With the new system, it can also eliminate the tape that needs to be applied to bottles not using this system, as well as corrugated filler, and the time required to prepare the bottle for shipment.

“But, still, adding material from a consumer standpoint is not desirable,” Bull added, “but for them to receive a package that doesn’t leak is obviously paramount.”

Henkel is also working toward sustainability in other areas of its e-com packaging as well. One way is by replacing its 120-oz Snuggle Blue Sparkle laundry softener, which provides 150 loads per ASIN (Amazon Standard Identification Number), with a 2x concentrated Blue Sparkle product in an 80-oz bottle, for 200 loads per ASIN. In a chart used by Bull, he showed that the traditional product in the 120-oz bottle requires (per load) a 0.80-oz dosage, uses 1.11 g of plastic and 2.87 g of corrugated, and fits 21,600 on a pallet. In comparison, the 2x concentrated product is a 0.40 oz dosage, uses 0.75 g of plastic and 2.16 g of corrugated, and fits 43,200 on a pallet.

“We’re cutting our current dosage in half, while keeping the performance for fabric conditioning the same,” Bull said. “And for Amazon, this is great, because it uses less space on a truck, not only in their shipping to the consumer, but also in how many shipments they are making to a house. “So if someone can get 200 loads out of bottle instead of 150, that less time the FedEx driver has to show up at their house.”

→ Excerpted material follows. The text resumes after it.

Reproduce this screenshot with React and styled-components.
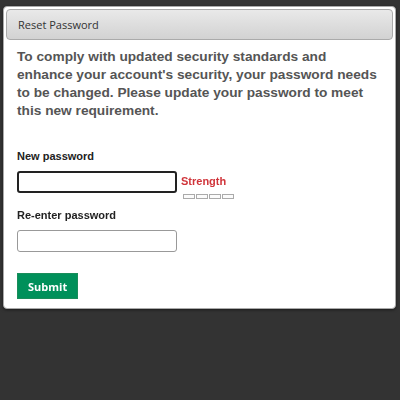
import React from 'react'
import styled, { createGlobalStyle } from 'styled-components';

const GlobalStyle = createGlobalStyle`
    html, body {
        margin: 0;
        padding: 0;
        background: #333333;
        height: 100%;
    }
`;

function App() {
    return (
        <>
            <GlobalStyle />
            <Overlay>
                <Dialog>
                    <TitleBar>
                        <Title>Reset Password</Title>
                    </TitleBar>
                    <Content>
                        <Message>
                            To comply with updated security standards and enhance your account's security, your password needs to be changed. Please update your password to meet this new requirement.
                        </Message>
                        <Field spacing={16}>
                            <Label>New password</Label>
                            <InputRow>
                                <Input type="password" focused autoFocus />
                                <Strength>
                                    <StrengthText>Strength</StrengthText>
                                    <Meter>
                                        <MeterBox />
                                        <MeterBox />
                                        <MeterBox />
                                        <MeterBox />
                                    </Meter>
                                </Strength>
                            </InputRow>
                        </Field>
                        <Field spacing={21}>
                            <Label>Re-enter password</Label>
                            <Input type="password" />
                        </Field>
                        <SubmitButton>Submit</SubmitButton>
                    </Content>
                </Dialog>
            </Overlay>
        </>
    )
}

const Overlay = styled.div`
    padding: 6px 4px 0 3px;
`;

const Dialog = styled.div`
    width: 393px;
    box-sizing: border-box;
    background: #fff;
    border: 1px solid #aaa;
    border-radius: 4px;
    padding: 2px;
    box-shadow: 0 1px 3px rgba(0, 0, 0, 0.5);
`;

const TitleBar = styled.div`
    height: 31px;
    box-sizing: border-box;
    display: flex;
    align-items: center;
    padding: 0 11px;
    border: 1px solid #aaa;
    border-radius: 4px;
    background: linear-gradient(#e9e9e9, #d2d2d2);
`;

const Title = styled.span`
    font-family: "Open Sans", sans-serif;
    font-size: 11px;
    color: #333;
`;

const Content = styled.div`
    padding: 8px 8px 7px 11px;
`;

const Message = styled.p`
    margin: 0 0 30px 0;
    font-family: "Liberation Sans", Arial, sans-serif;
    font-weight: bold;
    font-size: 13.7px;
    line-height: 18px;
    color: #555;
`;

const Field = styled.div`
    margin-bottom: ${({ spacing }) => spacing}px;
`;

const Label = styled.div`
    font-family: "Liberation Sans", Arial, sans-serif;
    font-weight: bold;
    font-size: 11px;
    line-height: 13px;
    color: #222;
    margin-bottom: 8px;
`;

const InputRow = styled.div`
    display: flex;
    align-items: flex-start;
    gap: 4px;
    height: 22px;
`;

const Input = styled.input`
    display: block;
    width: 160px;
    height: 22px;
    box-sizing: border-box;
    margin: 0;
    padding: 2px 4px;
    border: ${({ focused }) => (focused ? '2px solid #222' : '1px solid #999')};
    border-radius: 3px;
    outline: none;
    background: #fff;
    font-size: 12px;
`;

const Strength = styled.div`
    display: flex;
    flex-direction: column;
    padding-top: 4px;
`;

const StrengthText = styled.span`
    font-family: "Liberation Sans", Arial, sans-serif;
    font-weight: bold;
    font-size: 11px;
    line-height: 13px;
    color: #d0343a;
`;

const Meter = styled.div`
    display: flex;
    gap: 1px;
    margin: 6px 0 0 2px;
`;

const MeterBox = styled.span`
    width: 12px;
    height: 5px;
    box-sizing: border-box;
    border: 1px solid #aaa;
    background: #fbfbfb;
`;

const SubmitButton = styled.button`
    display: block;
    height: 26px;
    padding: 0 10px;
    border: 1px solid #1a8d5a;
    background: #00905a;
    color: #fff;
    font-family: "Open Sans", sans-serif;
    font-weight: bold;
    font-size: 11px;
    cursor: pointer;
`;

export default App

While not mentioned by Bull in his presentation, another e-com/sustainability strategy from Henkel is the investment it has made in Truman’s concentrated cleaning products, a Dow Diamond Finalist. And another, also receiving a Dow Diamond award, but not developed for liquid products, is its EPIX mailer, which uses paper and a separate adhesive-based filler that can be separated for recycling as a replacement for paper/plastic bubble mailers. Amazon is currently using the mailer in limited locations.